Падальщики. Непогасшая надежда | страница 66



Но мой дух противится моей надежде. Уж слишком много боли мы причинили целому миру, чтобы нас простили всего за каких-то сорок лет страданий. После всех тех зверств, что мы творили с нашей живой матерью Природой, с ее другими детьми, с самими собой, я бы мучил нас тысячи и тысячи лет.

Когда я смотрю Хроники, я ужасаюсь живодерской стороне человека, как существа, вышедшего из одного и того же природного лона, что и остальные звери, но посчитавшего себя богом, в чьих силах вершить судьбу целого мира. Мы вознесли себя к небесам, надели корону и принялись сортировать всех живых существ на нужных, любимых и расходных. Так началось наше проклятье.

Сегодня зараженные убивают наших детей, потроша их тела и перегрызая их глотки, как когда-то человек отбирал дитя у коровы и вел его на бойню в трехмесячном возрасте, чтобы насытить свой желудок. Что чувствовала священная мать всего живого, когда осознавала, что ее дитя, такое прекрасное и неповторимое — всего лишь пища для другого? Что бы почувствовали вы, если бы вашего ребенка отбирали у вас сразу после рождения, а потом вы увидели его дымящееся тельце на тарелке перед людоедом?

Наше проклятье началось, когда мы перестали видеть ценность жизни, отличной от нашей.

Во время одной из стычек с группой мара два года назад, на моих глазах один из них вгрызся в живот беременной женщины. «Святотатство против жизни! Монстр! Чудовище! Порождение ада!», — скажете вы. Он вырвал из нее ребенка и выбросил на землю, а сам впился в ее матку, где собрались тысячи кровеносных сосудов, которыми он стремился насытить свой голод. Зародыш едва успел сообразить, что ожил, как острые зубы других мара уже перемалывали его мелкие мягонькие косточки. Знаете, откуда на нас напало это проклятье? Из яичной индустрии, где едва вылупившихся птенцов, сортировали по половому признаку, и цыплят-мальчиков заживо скидывали в дробительную установку, где из них делали фарш. Заживо. Они едва успевали осознать свое появление на свет, свое чудо рождения, как бездушные руки сбрасывали их в мерзкую машину, отдавая в руки болезненной смерти.

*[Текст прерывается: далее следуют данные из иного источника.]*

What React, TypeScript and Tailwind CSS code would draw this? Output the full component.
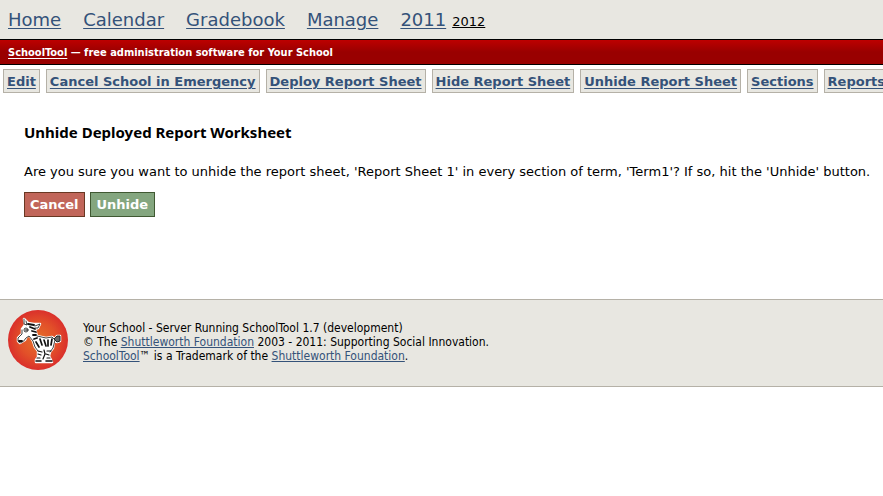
const navLinks = ['Home', 'Calendar', 'Gradebook', 'Manage'];

const actions = [
  'Edit',
  'Cancel School in Emergency',
  'Deploy Report Sheet',
  'Hide Report Sheet',
  'Unhide Report Sheet',
  'Sections',
  'Reports',
];

function ZebraLogo() {
  return (
    <svg viewBox="0 0 60 60" className="size-[60px] shrink-0" role="img" aria-label="SchoolTool">
      <defs>
        <radialGradient id="disc">
          <stop offset="0" stopColor="#e5702a" />
          <stop offset="0.6" stopColor="#e25029" />
          <stop offset="1" stopColor="#da302b" />
        </radialGradient>
      </defs>
      <circle cx="30" cy="30" r="30" fill="url(#disc)" />
      <path
        d="M16 9 L20 13 L26 14 L32 14 L30 18 L27 19 L29 26 L38 28 L44 27 L47 29 L49 26 L52 26 L52 31 L49 32 L46 31 L45 38 L42 42 L41 46 L44 52 L37 52 L28 52 L28 50 L30 47 L30 41 L27 37 L25 31 L22 26 L19 26 L17 30 L12 33 L10 31 L10 28 L14 24 L14 19 L17 15 Z"
        fill="#fff"
        stroke="#fff"
        strokeWidth="2.5"
        strokeLinejoin="round"
      />
      <g fill="none" stroke="#111" strokeLinecap="round" strokeLinejoin="round">
        <path strokeWidth="0.8" d="M16 9 L16 14 L19 15 L18 11 M27 16 L32 14 L30 18 L27 18 M14 20 L14 24 L10 28 Q9 32 12 33 Q16 32 18 28 L21 26 L25 31 L27 37 L30 41 M29 26 L38 28 L44 27 L47 30 L45 38 L42 42" />
        <path strokeWidth="1.8" d="M20 14 L26 15 M22 17 L27 19 M24 21 L28 22 M25 25 L28 25 M26 29 L29 28" />
        <path strokeWidth="1.7" d="M32 29 L34 35 M36 30 L38 36 M40 30 L40 36 M44 29 L43 35 M28 32 L31 37" />
        <path strokeWidth="1.2" d="M30 41 L34 42 M30 44 L33 45 M29 48 L32 48 M36 40 L37 44 L35 49 M39 41 L43 41 M38 44 L41 45 M39 48 L42 48" />
        <path strokeWidth="1.6" d="M28 51 L33 51 M38 51 L44 51" />
        <circle cx="18" cy="20" r="2" strokeWidth="0.8" />
        <circle cx="18" cy="20" r="0.6" fill="#111" strokeWidth="0.4" />
        <path strokeWidth="1.8" d="M11 31 L14 31" />
      </g>
      <path d="M46 29 L49 26 L52 26 L52 31 L49 32 Z" fill="#666" stroke="#222" />
    </svg>
  );
}

export default function App() {
  return (
    <div className="w-full overflow-hidden bg-white font-['DejaVu_Sans',sans-serif] text-[13px] text-black">
      <header>
        <nav className="flex h-[39px] items-baseline bg-[#e8e7e1] px-2 pt-[6px] text-lg text-[#345279]">
          <div className="flex gap-[22px] leading-7">
            {navLinks.map((label) => (
              <a key={label} href="#" className="underline underline-offset-2">
                {label}
              </a>
            ))}
            <a href="#" className="underline underline-offset-2">2011</a>
          </div>
          <a href="#" className="ml-[6px] text-[13px] text-black underline">2012</a>
        </nav>
        <div className="h-[26px] border-y border-black bg-linear-to-b from-[#bd0000] to-[#990000] to-50% px-2 font-['DejaVu_Sans_Condensed','DejaVu_Sans',sans-serif] text-[11px] leading-[26px] font-bold whitespace-nowrap text-white">
          <a href="#" className="underline underline-offset-2">SchoolTool</a> — free administration software for Your School
        </div>
      </header>

      <nav className="flex gap-[6px] pt-1 pl-[3px] font-bold whitespace-nowrap text-[#345279]">
        {actions.map((label) => (
          <a key={label} href="#" className="h-6 shrink-0 border border-[#b5b1a7] bg-[#e8e7e1] px-[3px] leading-6 underline underline-offset-2">
            {label}
          </a>
        ))}
      </nav>

      <main className="px-6 pt-[27px]">
        <h1 className="font-['Noto_Sans',sans-serif] text-[15px] leading-6 font-bold">Unhide Deployed Report Worksheet</h1>
        <p className="mt-[18px] leading-5 whitespace-nowrap">
          Are you sure you want to unhide the report sheet, 'Report Sheet 1' in every section of term, 'Term1'? If so, hit the 'Unhide' button.
        </p>
        <div className="mt-[10px] flex gap-[5px] leading-[23px] font-bold text-white">
          <button type="button" className="border border-[#693823] bg-[#c1665a] px-[5px]">Cancel</button>
          <button type="button" className="border border-[#405932] bg-[#84a67f] px-[6px]">Unhide</button>
        </div>
      </main>

      <footer className="mt-[82px] flex gap-[15px] border-y border-[#b5b1a7] bg-[#e8e7e1] px-2 pt-[10px] pb-4 font-['DejaVu_Sans_Condensed','DejaVu_Sans',sans-serif] text-xs leading-[14px]">
        <ZebraLogo />
        <div className="pt-[11px]">
          <p>Your School - Server Running SchoolTool 1.7 (development)</p>
          <p>
            © The <a href="#" className="text-[#345279] underline">Shuttleworth Foundation</a> 2003 - 2011: Supporting Social Innovation.
          </p>
          <p>
            <a href="#" className="text-[#345279] underline">SchoolTool</a>™ is a Trademark of the <a href="#" className="text-[#345279] underline">Shuttleworth Foundation</a>.
          </p>
        </div>
      </footer>
    </div>
  );
}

Наше проклятье началось, когда мы перестали видеть чудо рождения жизни вокруг нас.

Мара имеют неоспоримые преимущества в силе, скорости и выносливости, и охотятся на нас, таких уязвимых и запуганных, как мы раньше загоняли животных в лесах ради азарта, ради удовольствия. Мы ведь даже не нуждались в их мясе, их шкурах, их костях. Пищи было в изобилии. Мы отрубали им головы, конечности, хвосты и вешали их на стены жилищ, как знамя нашей живодерской сущности, которая одержала верх над милосердием. Лоси, медведи, олени, гепарды, львы, носороги — этот список можно продолжать до бесконечности. Вооруженные снайперскими винтовками, оседлав вертолеты и снегоходы, раскидав капканы и силки, мы загоняли бедных животных в неравной схватке, обманывая самих себя тем, что человек всегда был охотником. Но ведь это не так. Человек был охотником во времена варварства и собирательства, когда мы не знали, что такое пахота и сеяние. Но во времена запуска ракет на Марс? Во времена конвейеров и машин? Во времена выращивания искусственного мяса в пробирках? Мы оправдывали свою жестокость традициями, которые являлись позорным пережитком прошлого. Наша кровожадность оказалась сильнее рассудка.